§ **Aim of the exercise**: Below are some entries. Work out how many of their lines hold the word "page", and write that number alone.

►

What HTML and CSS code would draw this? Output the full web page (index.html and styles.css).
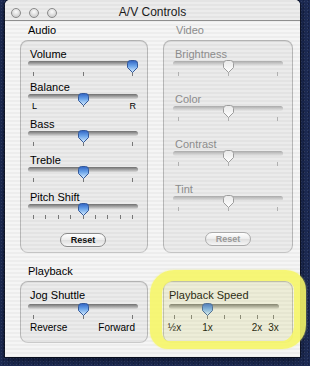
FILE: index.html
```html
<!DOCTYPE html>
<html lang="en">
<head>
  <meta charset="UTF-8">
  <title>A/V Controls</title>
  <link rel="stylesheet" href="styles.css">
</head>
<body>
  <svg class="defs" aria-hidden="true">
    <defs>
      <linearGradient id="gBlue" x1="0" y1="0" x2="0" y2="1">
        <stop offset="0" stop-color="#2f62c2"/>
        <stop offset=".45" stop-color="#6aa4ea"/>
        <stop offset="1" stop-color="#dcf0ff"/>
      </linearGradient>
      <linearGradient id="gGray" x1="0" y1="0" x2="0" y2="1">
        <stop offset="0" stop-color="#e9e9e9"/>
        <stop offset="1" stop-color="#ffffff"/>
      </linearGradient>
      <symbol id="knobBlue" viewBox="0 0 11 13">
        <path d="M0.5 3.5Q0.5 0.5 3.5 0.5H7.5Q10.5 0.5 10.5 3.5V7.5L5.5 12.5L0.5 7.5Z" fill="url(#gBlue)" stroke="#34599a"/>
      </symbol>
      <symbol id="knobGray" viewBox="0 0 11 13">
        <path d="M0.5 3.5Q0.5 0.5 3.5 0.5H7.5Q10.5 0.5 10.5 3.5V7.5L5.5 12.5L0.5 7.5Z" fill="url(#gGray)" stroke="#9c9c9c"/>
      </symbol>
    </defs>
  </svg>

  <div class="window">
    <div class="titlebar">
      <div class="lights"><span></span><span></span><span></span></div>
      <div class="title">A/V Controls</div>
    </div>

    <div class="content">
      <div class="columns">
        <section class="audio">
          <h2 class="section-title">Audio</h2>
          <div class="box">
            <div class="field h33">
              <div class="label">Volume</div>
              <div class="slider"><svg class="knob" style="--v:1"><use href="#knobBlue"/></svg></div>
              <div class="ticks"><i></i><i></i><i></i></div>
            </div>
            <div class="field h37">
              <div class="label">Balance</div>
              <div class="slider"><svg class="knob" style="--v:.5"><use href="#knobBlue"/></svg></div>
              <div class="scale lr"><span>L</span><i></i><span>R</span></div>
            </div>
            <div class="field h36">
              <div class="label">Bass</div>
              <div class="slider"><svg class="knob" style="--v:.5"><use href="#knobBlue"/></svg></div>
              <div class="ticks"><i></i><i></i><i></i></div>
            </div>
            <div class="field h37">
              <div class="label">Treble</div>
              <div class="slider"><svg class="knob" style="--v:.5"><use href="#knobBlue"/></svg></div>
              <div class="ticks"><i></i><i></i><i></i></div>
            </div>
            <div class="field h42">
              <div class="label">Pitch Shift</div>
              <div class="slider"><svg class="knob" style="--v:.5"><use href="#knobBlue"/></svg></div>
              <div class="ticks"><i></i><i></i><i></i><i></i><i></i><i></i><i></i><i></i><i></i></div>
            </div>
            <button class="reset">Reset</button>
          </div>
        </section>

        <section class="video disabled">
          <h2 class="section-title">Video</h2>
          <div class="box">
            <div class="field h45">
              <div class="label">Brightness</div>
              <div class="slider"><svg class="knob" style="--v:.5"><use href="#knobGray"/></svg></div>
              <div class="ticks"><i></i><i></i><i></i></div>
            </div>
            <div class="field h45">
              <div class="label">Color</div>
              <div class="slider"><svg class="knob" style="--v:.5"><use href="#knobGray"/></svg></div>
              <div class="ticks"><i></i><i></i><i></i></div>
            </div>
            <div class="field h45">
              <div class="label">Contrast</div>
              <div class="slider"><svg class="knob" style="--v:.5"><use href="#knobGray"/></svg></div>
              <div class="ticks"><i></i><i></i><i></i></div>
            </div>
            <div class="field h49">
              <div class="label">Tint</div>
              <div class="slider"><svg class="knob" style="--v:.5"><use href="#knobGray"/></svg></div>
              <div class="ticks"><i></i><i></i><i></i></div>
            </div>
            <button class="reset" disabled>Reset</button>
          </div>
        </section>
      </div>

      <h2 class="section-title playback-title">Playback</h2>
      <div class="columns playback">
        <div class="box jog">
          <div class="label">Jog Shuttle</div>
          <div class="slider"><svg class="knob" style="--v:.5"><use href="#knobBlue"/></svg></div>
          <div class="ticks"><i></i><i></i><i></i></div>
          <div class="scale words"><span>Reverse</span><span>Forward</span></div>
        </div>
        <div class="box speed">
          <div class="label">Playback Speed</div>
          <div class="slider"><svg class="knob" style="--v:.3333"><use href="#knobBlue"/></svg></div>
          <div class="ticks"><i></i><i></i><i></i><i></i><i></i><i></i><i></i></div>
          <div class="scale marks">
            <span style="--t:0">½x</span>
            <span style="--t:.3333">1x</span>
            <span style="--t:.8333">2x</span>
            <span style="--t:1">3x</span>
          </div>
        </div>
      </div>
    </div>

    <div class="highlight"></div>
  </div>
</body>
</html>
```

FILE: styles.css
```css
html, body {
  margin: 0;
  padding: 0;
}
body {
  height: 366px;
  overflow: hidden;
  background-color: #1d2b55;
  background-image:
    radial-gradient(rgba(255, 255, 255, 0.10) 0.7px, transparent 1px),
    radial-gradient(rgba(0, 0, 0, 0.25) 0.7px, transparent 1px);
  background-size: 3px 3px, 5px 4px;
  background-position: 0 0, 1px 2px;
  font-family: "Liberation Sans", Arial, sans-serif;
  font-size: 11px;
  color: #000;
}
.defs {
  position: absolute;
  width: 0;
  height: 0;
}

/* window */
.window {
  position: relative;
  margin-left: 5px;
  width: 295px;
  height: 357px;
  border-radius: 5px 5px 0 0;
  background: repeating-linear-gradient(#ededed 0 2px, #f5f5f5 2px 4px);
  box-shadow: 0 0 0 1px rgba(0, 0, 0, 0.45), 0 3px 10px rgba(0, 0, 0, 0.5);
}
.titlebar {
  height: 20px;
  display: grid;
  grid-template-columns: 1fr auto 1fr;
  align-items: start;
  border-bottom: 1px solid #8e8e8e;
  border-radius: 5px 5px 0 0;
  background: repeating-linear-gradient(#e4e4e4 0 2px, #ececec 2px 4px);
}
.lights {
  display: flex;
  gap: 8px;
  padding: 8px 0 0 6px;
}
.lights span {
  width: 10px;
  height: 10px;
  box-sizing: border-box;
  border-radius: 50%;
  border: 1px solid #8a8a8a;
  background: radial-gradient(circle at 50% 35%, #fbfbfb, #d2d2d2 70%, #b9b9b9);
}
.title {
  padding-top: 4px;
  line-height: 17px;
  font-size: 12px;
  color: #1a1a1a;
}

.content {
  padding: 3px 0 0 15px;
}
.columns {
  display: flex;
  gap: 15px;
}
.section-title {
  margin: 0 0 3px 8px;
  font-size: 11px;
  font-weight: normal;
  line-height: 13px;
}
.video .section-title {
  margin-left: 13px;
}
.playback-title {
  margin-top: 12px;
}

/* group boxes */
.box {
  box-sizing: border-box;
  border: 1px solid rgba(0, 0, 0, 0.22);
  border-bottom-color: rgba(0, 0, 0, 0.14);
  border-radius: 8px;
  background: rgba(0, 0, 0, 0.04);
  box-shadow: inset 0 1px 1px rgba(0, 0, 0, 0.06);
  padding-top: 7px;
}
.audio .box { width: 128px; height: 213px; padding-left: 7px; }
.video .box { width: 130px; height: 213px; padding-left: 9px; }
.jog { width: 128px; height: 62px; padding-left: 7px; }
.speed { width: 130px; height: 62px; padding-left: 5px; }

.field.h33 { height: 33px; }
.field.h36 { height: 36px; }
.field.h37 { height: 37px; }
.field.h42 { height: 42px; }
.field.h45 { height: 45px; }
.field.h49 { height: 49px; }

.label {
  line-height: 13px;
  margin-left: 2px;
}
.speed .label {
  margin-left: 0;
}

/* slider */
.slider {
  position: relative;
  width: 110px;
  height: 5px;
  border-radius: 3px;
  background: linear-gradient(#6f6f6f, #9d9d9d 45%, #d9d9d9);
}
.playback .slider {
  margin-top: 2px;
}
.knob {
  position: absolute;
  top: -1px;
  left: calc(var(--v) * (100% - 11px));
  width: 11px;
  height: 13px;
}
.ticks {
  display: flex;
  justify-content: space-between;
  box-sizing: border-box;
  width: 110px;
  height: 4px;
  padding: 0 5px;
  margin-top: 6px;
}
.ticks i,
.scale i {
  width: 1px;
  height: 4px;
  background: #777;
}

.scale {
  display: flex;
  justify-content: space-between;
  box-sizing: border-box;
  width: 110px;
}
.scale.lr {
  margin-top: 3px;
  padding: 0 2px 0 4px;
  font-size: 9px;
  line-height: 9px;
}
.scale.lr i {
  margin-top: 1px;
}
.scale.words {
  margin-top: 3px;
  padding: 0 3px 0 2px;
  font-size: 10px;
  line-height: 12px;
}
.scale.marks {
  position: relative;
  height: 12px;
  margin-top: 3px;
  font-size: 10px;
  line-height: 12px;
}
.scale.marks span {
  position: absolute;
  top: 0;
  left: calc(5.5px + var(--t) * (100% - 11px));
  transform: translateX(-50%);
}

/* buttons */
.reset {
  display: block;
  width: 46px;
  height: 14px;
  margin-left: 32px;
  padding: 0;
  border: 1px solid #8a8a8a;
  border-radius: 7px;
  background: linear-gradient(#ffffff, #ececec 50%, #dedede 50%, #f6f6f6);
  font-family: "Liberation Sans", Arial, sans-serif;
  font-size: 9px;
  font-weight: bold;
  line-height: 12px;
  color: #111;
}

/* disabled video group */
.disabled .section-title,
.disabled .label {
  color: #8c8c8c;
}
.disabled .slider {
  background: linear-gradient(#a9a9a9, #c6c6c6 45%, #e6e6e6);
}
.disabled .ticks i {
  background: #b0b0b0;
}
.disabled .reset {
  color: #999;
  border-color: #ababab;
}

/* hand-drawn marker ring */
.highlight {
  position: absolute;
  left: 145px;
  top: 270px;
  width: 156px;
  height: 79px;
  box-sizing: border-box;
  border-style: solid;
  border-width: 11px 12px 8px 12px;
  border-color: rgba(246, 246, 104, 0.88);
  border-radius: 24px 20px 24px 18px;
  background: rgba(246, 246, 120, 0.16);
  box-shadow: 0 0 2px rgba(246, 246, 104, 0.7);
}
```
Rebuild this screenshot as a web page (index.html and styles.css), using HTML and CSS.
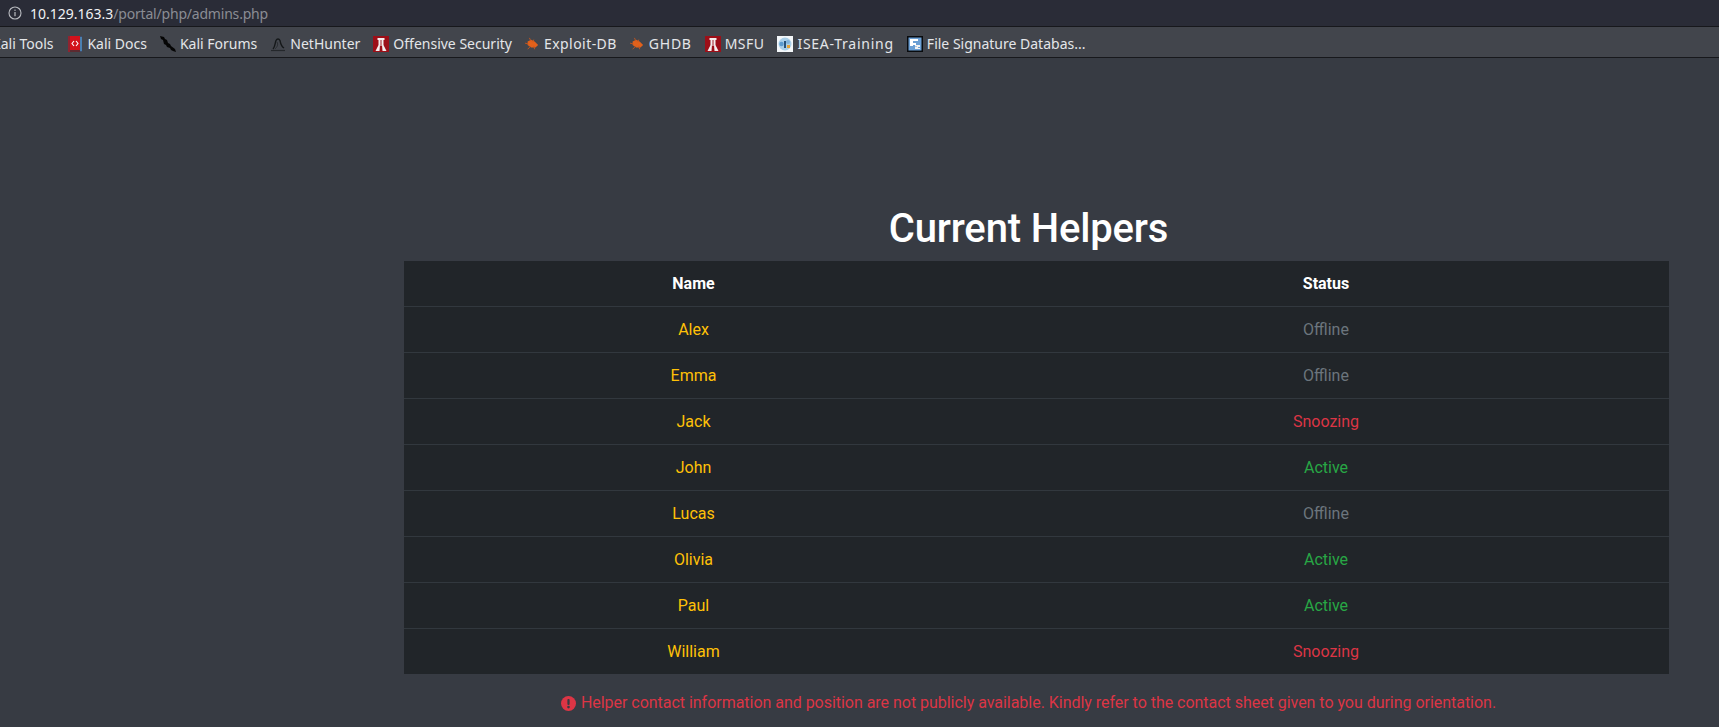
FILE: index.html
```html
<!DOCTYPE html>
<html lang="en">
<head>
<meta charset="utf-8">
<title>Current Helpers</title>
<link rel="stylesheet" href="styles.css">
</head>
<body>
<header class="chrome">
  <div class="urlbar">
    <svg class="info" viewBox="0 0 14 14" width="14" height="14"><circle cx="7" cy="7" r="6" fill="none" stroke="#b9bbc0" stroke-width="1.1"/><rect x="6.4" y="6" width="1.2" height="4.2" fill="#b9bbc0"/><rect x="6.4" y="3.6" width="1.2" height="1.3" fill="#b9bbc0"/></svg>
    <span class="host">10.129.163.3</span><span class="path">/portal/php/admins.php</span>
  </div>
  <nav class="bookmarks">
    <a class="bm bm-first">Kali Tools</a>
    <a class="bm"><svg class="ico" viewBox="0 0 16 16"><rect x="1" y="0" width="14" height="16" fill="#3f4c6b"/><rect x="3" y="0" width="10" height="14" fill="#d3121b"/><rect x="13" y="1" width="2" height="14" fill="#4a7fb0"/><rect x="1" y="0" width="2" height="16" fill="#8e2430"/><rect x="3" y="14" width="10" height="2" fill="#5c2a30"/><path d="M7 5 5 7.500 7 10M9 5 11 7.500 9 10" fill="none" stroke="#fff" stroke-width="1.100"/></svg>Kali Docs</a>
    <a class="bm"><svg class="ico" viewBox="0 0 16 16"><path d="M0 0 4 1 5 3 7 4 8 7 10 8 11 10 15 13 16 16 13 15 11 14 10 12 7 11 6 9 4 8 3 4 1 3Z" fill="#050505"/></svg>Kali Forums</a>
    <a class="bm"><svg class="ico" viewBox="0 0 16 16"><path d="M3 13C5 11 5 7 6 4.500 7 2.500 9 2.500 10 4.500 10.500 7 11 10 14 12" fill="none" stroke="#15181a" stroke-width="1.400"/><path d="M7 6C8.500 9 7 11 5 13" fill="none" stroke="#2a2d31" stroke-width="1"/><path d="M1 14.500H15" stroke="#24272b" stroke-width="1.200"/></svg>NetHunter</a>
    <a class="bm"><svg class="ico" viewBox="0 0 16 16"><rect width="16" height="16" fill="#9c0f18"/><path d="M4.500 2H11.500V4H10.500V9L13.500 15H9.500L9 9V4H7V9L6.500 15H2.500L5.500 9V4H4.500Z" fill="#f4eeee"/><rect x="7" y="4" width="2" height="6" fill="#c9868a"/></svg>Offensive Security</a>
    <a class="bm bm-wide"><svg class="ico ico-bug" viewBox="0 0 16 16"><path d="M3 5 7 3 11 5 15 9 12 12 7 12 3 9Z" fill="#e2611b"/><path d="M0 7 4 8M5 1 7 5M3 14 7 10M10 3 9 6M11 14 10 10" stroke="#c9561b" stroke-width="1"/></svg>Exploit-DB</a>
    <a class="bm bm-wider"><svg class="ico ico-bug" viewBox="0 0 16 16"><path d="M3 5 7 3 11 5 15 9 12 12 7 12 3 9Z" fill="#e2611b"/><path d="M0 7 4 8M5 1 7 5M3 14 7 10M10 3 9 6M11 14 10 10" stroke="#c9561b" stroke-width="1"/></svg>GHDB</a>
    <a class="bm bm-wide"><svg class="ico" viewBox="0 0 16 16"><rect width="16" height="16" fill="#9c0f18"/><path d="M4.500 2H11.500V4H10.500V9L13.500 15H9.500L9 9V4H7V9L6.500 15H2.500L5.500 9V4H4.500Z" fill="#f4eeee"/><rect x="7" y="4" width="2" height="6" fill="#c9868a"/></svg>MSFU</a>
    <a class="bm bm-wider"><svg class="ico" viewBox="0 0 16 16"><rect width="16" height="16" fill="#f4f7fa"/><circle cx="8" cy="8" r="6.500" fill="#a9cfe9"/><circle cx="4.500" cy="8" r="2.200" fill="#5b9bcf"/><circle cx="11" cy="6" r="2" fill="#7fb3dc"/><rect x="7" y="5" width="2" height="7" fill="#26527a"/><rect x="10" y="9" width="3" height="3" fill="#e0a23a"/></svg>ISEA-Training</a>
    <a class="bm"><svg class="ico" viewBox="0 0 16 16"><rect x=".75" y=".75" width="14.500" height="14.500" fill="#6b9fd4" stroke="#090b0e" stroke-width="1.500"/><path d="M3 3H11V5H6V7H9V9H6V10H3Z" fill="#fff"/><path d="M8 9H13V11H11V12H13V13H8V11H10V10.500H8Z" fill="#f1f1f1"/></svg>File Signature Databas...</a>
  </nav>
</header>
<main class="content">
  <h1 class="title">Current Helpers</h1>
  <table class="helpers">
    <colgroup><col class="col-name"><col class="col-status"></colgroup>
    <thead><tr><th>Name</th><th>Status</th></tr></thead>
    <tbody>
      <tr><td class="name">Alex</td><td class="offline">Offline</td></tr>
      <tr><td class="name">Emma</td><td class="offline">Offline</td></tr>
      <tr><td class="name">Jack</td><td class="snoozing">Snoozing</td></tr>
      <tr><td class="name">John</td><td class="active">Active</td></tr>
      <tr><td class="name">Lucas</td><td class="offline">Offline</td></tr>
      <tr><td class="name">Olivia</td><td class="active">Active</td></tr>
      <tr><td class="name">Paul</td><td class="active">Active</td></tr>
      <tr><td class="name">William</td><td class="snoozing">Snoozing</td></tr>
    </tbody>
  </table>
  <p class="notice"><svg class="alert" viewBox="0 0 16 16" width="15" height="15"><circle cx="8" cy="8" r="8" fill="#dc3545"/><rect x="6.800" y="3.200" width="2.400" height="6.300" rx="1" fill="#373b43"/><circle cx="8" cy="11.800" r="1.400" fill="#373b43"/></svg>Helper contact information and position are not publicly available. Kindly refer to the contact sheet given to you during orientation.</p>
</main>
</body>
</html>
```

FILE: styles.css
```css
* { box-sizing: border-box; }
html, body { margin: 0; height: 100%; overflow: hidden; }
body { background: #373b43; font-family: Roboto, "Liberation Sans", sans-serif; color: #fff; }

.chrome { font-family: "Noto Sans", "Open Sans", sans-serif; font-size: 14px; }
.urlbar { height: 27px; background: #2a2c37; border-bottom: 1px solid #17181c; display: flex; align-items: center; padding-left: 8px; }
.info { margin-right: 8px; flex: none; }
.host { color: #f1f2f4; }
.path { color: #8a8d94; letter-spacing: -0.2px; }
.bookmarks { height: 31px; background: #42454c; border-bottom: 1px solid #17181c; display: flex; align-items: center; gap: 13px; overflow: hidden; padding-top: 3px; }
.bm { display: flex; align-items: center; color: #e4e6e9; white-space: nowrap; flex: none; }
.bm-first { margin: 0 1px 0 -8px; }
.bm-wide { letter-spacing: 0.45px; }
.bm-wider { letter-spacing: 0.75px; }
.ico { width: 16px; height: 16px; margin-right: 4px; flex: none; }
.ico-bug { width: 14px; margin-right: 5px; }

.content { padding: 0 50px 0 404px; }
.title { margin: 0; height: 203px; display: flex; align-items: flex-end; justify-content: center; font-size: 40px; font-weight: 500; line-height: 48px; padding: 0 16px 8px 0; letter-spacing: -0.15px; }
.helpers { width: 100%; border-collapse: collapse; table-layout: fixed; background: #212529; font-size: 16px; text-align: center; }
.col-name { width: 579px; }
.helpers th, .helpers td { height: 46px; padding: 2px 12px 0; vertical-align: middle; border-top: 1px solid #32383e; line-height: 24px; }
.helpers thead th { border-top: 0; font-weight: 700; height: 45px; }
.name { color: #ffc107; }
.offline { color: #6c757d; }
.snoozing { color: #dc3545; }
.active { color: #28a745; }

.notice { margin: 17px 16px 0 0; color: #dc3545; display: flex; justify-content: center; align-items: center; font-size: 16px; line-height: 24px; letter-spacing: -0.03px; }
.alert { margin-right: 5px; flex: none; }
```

◄

§ **Solution**: 2